Karnak is a complex in Egypt where ancient ruined temples are located. These temples are from the era of Pharoah Ramses II, from around 1391-1351 BC. This area was the most important place for worship during this time. The Great Temple of Amun was a very large building, and it is still available to visitors today. The Karnak Temple Complex is located near Luxor, south of Cairo, Egypt. It is visited more than any other historical area in the world, after the Giza Pyramids, and it is the largest ancient religious preservation in the world.
This area is very significant because it reveals much of the history of this area through scenes that are displayed in the complex. There are battle scenes between pharaohs and enemies, and rulers were made a permanent part of history through these memorials. Many remarkable displays of the history of this time are still standing, such as the statue of Pinedjem I which is 10.5 meters tall. The sandstone that was used in the temple’s complex was brought from over 100 miles away on the Nile River. Another amazing feature of the Precinct of Amun-Re is the panora of a freize that displays very clear images of ancient characters that still stands today. In 323 AD, when Constantine the Great recognized the Christian religion, the complex was closed down, and Christian churches were built.
There are four main temples in the complex, and the Precinct of Amun-Re is the largest. Here, people worshiped the god Amun-Re. The complex contains many monuments and structures, and it is very large. Parts of the building are not accessible to the public because of restoration. There is an open-air assembly spot that visitors may see. It is where the temples of Opet and Khons can be found. The Cult Terrace is the entryway that has partially visible images for a few of the kings of the Third Intermediate Period. The pylon, or monumental gateway is also here for visitors to see. The first pylon is constructed of mud bricks and gives modern day visitors an idea of how construction of the temple took place long ago.
The construction of the temple and its pylons, monuments, and other buildings were an ongoing process that was begun by one king and often completed by the next one. Sometimes newly anointed kings left old structures and added on to them, and other times they were torn down during their reign. For instance, Seti I began construction of the Great Hypostyle Hall, and Ramesses II who changed his father’s engravings and name to his own. Some areas of the complex are very unique, such as the Third Pylon that has portions of it that are gold-plated.
Thousands of artifacts were once found buried under the First Court or Cachette Court. There were more than 750 statues found there as well. High waters entered the area before the artifacts could be removed. Great numbers of artifacts have been found in many other areas of the temple complex that also act as puzzle pieces to complete the picture of life during this time.

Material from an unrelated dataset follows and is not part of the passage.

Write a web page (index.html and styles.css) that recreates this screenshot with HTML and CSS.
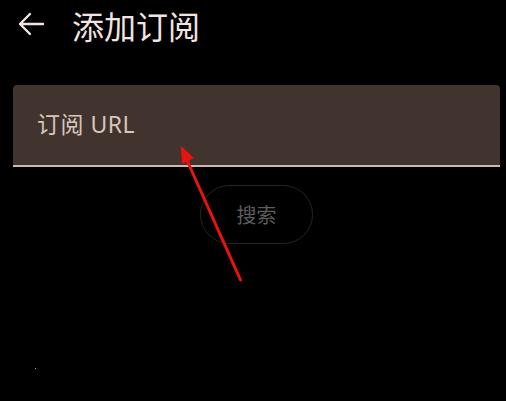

There is another precinct, the Precinct of Mut, that still stands. It was a dedication to the mother goddess, Mut, the wife of Amun-Re. There is a sacred lake located here where priests once bathed before worship. This temple is not open for tours because part of it has been ransacked and damaged. Many clues that have been discovered at this temple reveal the importance of the priestess at this time, such as a sacred festival that drew hundreds of thousands of people to it.
Tour companies offer tours of the great complex, along with other interesting sites in Egypt. Tickets are required to enter Karnak, and different areas require separate tickets.